Andrew Luck was already a 4-time Pro Bowl quarterback, and had gotten the Indianapolis Colts to an AFC Championship Game, and would have surprised few people had he eventually gone on to lead them to win a Super Bowl, when he retired at age 29, due to concerns over the concussions that he had already sustained, and to those he could have continued to sustain.

Sandy Koufax lost all of his chance to professionally pitch from the age of 31 onward, because he was concerned about his health. But what if his arm problem could have been alleviated? We'll never know what he could have done in the last 1/3rd of his career.

Muhammad Ali lost all of his chance to professionally box at the ages of 26 and 27, and much of his ages of 25 and 28, because he stood up for a principle. He was being railroaded, and he challenged this, and he won -- but we'll never know what he could have done in the missing years.

Jim Brown lost all of his chance to professionally play football from the age of 30 onward, because he thought he was being treated unfairly. He was being railroaded, although far less seriously than was Ali, and he stood up for a principle. And he did prove himself to be a good actor, in terms of both ability and box-office draw. But we'll never know what he could have done in the 2nd half of his career.

Jim Brown, Sandy Koufax and Andrew Luck each made a choice. Muhammad Ali made a starker choice, much less his own choice than those other men's were.

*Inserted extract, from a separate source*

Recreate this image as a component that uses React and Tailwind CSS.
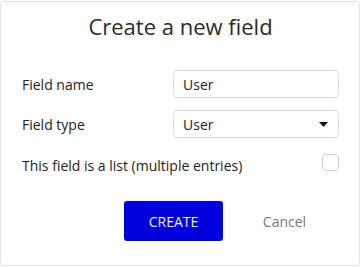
const Row = ({ label, children }) => (
  <div className="flex h-[28px] items-center justify-between">
    <span className="text-[14px] text-[#222]">{label}</span>
    {children}
  </div>
);

export default function App() {
  return (
    <div className="h-[267px] w-[360px] bg-white pt-[1px] font-['Open_Sans',sans-serif]">
      <div className="h-[265px] w-[360px] rounded-[3px] border border-[#e3e3e3] bg-white pl-[21px] pr-[20px] pt-[9px]">
        <h1 className="text-center text-[22px] leading-[30px] text-[#2b2b2b]">Create a new field</h1>
        <div className="mt-[29px] flex flex-col">
          <Row label="Field name">
            <div className="flex h-[28px] w-[166px] items-center rounded-[4px] border border-[#dcdcdc] px-[9px] text-[14px] text-[#222]">
              User
            </div>
          </Row>
          <div className="mt-[12px]">
            <Row label="Field type">
              <div className="flex h-[28px] w-[166px] items-center justify-between rounded-[4px] border border-[#dcdcdc] pl-[9px] pr-[10px] text-[14px] text-[#222]">
                <span>User</span>
                <svg width="9" height="5" viewBox="0 0 9 5">
                  <path d="M0 0h9L4.5 5z" fill="#111" />
                </svg>
              </div>
            </Row>
          </div>
          <div className="mt-[16px] flex items-start justify-between">
            <span className="mt-[2px] text-[14px] leading-[20px] text-[#222]">This field is a list (multiple entries)</span>
            <div className="h-[17px] w-[17px] rounded-[4px] border border-[#d0d0d0] bg-white" />
          </div>
        </div>
        <div className="mt-[25px] flex items-center">
          <button className="ml-[102px] h-[40px] w-[99px] rounded-[3px] bg-[#0000dd] text-[14px] text-[#eeeeff]">
            CREATE
          </button>
          <button className="ml-[12px] h-[40px] w-[99px] text-[14px] text-[#777]">Cancel</button>
        </div>
      </div>
    </div>
  );
}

Let me be clear about this: If Germán is actually guilty, then he deserves to be banned from baseball. But no one has proven him guilty. He had been railroaded. MLB Commissioner Rob Manfred could have accepted that he was innocent until proven guilty. He chose not to.

Manfred made a choice. Germán, like Ali, may have been forced into a choice.

The question is, "Why?"

And the man who must answer it is not Germán. It is Manfred.